Charles Juliet à l’épreuve du temps

                   

 Charles Juliet, « La fracture », mise en livre et réalisation d’Anik Vinay, Atelier des Grames, Gidondas

 

Ce texte est le récit d’un noyé qui s’est finalement sauvé. Loin de toutes extravagances ou halluciçnations l’auteur ramène au visible l’absente : la mère dont il fut retiré  Juliet remonte le temps et permet de penser ce qui ne pouvait se penser dans cet ultime texte d’un ensemble de douze inédit qui permet de sortir de la « folie du croire entrevoir » cher à Beckett. Loin de l’illusion de la perception ce qui défie l’entendement permet de sortir de du croire afin d’entrer sinon dans le réel du moins dans la réalité de ce qui fut. Juliet enfonce le clou non dans le cercueil de la mère mais - à travers des anecdotes qui lui permettent de la « rencontrer » - dans le bois de la détresse pour la bloquer. Celui qui fut longtemps muet et muré découvre une lumière autre à l’image noire. Amorcé très tôt, la descente aux enfers de l’auteur débouche sur un seuil de sérénité. Désormais Juliet accède au « vrai » silence : non celui qui lui fut imposé mais celui qu’il peut choisir si le besoin s’en fait sentir.

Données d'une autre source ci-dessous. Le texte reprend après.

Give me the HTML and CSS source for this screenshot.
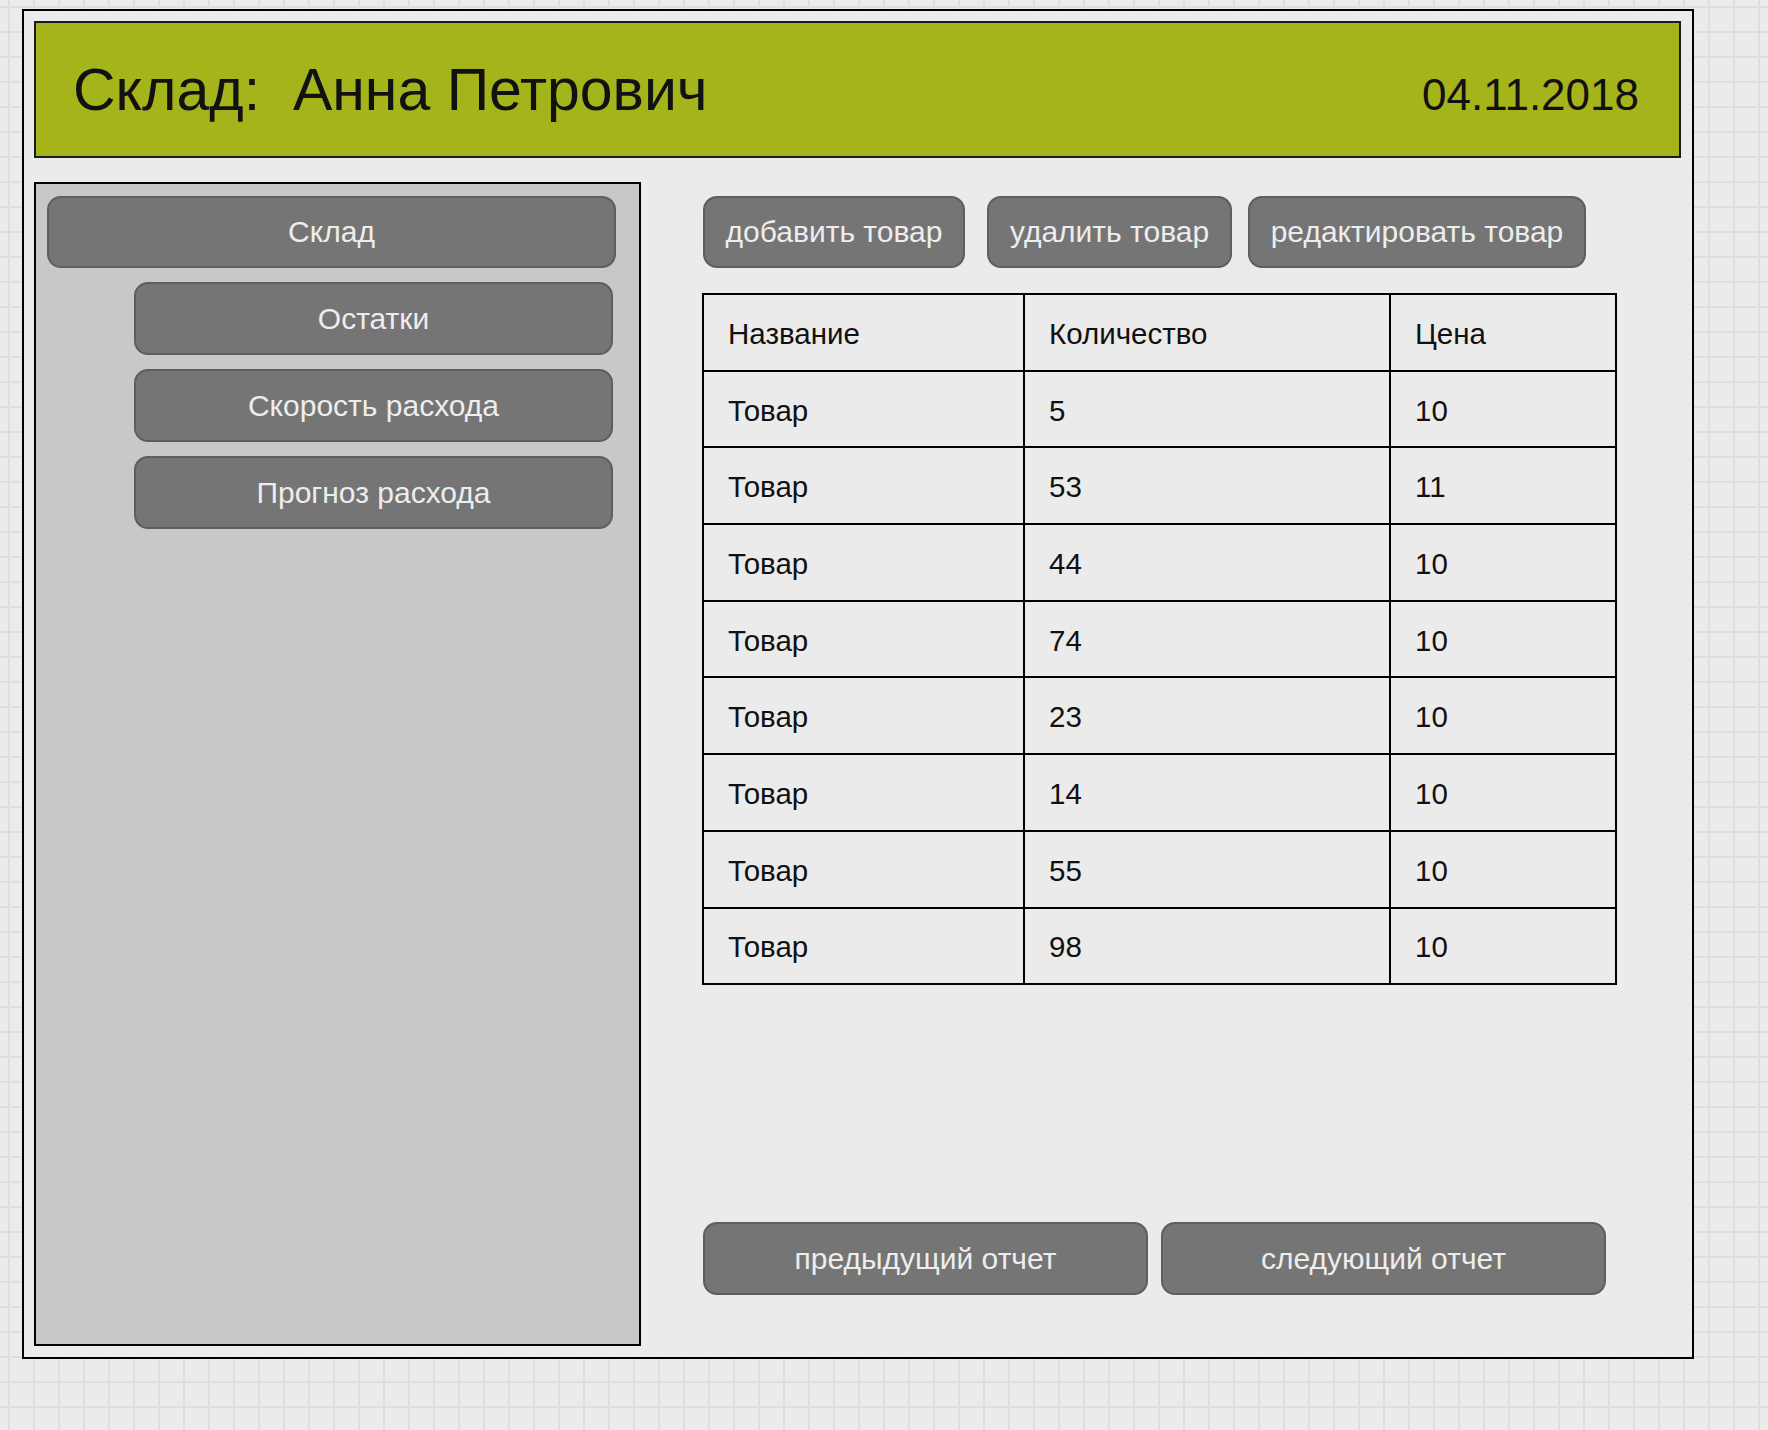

Les 12 œuvres publiés par Anick Vinay trouvent donc avec  « La fracture » non un plongeon dans l’abîme mais une remontée.  Juliet l’indélébile et l'un des grands créateurs de l’époque atteint un accomplissement existentiel. Ses mots ne sont plus des témoins inassermentables : ils finalisent le métier de vivre : il n’atteint pas ici sa retraite mais une forme de paix. Pactisant avec la première des femmes - celle de son mal, de son  manque - le poète inscrit une renaissance. Certes elle n’a rien d’une épiphanie triomphante. Le temps n’est plus propice à une telle envolée. La prose est là pour le prouver : elle dit simplement qu’il faut plus croire à la vie qu’à la mort. L’œuvre trouve ainsi une ouverture, en découvrant  enfin ce que Beckett cherchait dans la littérature  "la voix qui dit / vis / d'une autre vie". La vie d’ici bas, d’ici même. Bref telle qu’elle est une fois que le silence imposé est enfin déchiré par cette confession intime qui refuse toute concession au lyrisme : il serait déplacé.